The natural and right system respecting all labour is, that it should be paid at a fixed rate, but the good workman employed, and the bad workman unemployed. The false, unnatural, and destructive system is when the bad workman is allowed to offer his work at half-price, and either take the place of the good, or force him by his competition to work for an inadequate sum.

The press reaction was hostile, but Ruskin’s friend, Thomas Carlyle, wrote, "I have read your paper with exhilaration... such a thing flung suddenly into half a million dull British heads... will do a great deal of good."

And indeed, Ruskin’s ideas later proved highly influential, praised and paraphrased by Mohandas Gandhi, and the founders of the British Labour party. Ruskin also promoted the ideas that “idlers be compelled to toil; and pensions provided for the elderly and the destitute, as a matter of right, received honourably and not in shame”.  Many of these ideas were later incorporated into the UK's welfare state [with the conspicuous absence of the idlers being compelled to toil!]

But I'm not sure that his supporters fully understood all that he was trying to promote. Great things are achieved by aggregation and co-operation around ideals and ideas [see Strategy of the Great Work] and aggregation cannot be achieved without some degree of moral [and thus social and governmental] framework to help people work and live together. And the people must want to work within it and believe in it and keep to it for it to work. Ruskin was again exploring which social frameworks might work. In Time and Tide (1867), his later letters to Thomas Dixon, he further explored these themes espousing honesty in work and exchange, just relations in employment and the need for co-operation.

Ruskin proposed to Rose La Touche on or near her eighteenth birthday in 1867, but she asked him to wait three years for an answer, until she was 21. A chance meeting at the Royal Academy in 1869 was one of the few occasions they came into personal contact thereafter. She finally rejected him in 1872, but they still occasionally met, for the final time on 15 February 1875. After a long illness, she died on 25 May 1875, at the age of 27.

These events plunged Ruskin into despair and led to increasingly severe bouts of mental illness involving a number of breakdowns and delirious visions. The first of these occurred in 1871 . Ruskin turned to spiritualism and was by turns comforted and disturbed by what he believed was his ability to communicate with the dead Rose.

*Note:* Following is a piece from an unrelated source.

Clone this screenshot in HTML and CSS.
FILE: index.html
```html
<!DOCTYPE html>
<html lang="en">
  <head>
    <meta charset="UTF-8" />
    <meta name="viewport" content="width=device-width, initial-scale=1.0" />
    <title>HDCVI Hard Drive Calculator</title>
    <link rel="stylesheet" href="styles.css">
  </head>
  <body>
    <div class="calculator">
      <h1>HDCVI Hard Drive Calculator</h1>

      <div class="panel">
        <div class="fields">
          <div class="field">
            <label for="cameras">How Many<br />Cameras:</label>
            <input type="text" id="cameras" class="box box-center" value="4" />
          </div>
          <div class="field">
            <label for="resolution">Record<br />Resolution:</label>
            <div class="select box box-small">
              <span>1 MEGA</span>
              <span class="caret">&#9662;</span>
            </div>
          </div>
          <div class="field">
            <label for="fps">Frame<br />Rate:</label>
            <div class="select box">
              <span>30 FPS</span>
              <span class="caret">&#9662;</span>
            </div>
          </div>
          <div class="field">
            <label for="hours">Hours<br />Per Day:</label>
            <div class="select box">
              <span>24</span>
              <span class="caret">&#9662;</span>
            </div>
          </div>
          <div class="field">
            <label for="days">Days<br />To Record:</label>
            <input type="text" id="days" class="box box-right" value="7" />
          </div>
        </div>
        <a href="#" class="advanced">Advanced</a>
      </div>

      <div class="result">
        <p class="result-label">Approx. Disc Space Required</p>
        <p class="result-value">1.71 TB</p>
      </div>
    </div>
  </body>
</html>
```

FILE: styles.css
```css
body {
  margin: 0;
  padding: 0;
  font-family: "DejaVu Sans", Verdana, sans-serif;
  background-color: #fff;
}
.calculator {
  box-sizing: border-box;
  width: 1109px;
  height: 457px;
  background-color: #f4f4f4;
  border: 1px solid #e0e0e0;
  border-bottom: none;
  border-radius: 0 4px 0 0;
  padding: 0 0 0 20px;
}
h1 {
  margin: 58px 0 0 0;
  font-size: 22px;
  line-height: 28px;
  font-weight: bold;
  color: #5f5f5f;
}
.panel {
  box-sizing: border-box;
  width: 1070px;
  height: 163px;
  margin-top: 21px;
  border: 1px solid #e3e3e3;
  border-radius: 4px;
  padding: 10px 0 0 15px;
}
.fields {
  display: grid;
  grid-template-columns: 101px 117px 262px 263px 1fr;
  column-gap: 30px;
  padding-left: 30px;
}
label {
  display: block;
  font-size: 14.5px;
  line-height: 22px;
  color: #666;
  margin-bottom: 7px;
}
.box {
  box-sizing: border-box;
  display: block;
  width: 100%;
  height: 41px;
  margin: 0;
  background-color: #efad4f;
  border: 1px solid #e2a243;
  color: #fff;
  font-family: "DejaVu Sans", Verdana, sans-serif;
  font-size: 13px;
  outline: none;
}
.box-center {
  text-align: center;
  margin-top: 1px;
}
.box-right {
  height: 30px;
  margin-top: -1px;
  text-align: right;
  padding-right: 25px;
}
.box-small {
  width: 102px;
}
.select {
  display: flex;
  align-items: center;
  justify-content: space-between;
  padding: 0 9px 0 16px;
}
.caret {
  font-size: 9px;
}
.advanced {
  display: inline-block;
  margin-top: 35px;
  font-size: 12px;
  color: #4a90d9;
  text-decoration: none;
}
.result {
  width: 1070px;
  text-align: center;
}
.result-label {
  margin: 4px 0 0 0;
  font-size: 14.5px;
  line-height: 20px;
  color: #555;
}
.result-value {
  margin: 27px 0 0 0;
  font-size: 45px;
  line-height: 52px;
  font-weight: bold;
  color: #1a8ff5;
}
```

During an episode of mental derangement after Rose died, he wrote a letter in which he insisted that Rose's spirit had instructed him to marry a girl who was visiting him at the time.

This level of mental derangement turned Ruskin into a sort of prophet. If you glance at the photo of him you can see that he grew a long beard and gradually changed in appearance. By the end of his life he looked almost Biblical.

In the 1880s, Ruskin wrote The Storm-Cloud of the Nineteenth-Century (1884), describing the effects of industrialisation on weather patterns.  A prophecy of global warming. 

Most of Ruskin’s writing became more and more prophetic and he cut himself off from the modern world with which he now felt almost completely out of sympathy. The period from the late 1880s was one of steady and inexorable decline. Gradually it became too difficult for him to travel to Europe. He suffered a complete collapse on his final tour, in 1888.

His last great work was his autobiography, Praeterita (1885–89), (meaning, ‘Of Past Things’), a highly personalised, selective, eloquent but incomplete account of aspects of his life.

Although Ruskin’s 80th birthday was widely celebrated in 1899, Ruskin was scarcely aware of it. He died at his home Brantwood from influenza on 20 January 1900 at the age of 80. As he had grown weaker, he had suffered prolonged bouts of mental illness.

There is no wealth but life. Life, including all its powers of love, of joy, and of admiration. That country is the richest which nourishes the greatest number of noble and happy human beings; that man is richest who, having perfected the function of his own life to the utmost, has always the widest helpful influence, both personal, and by means of his possessions, over the lives of others”.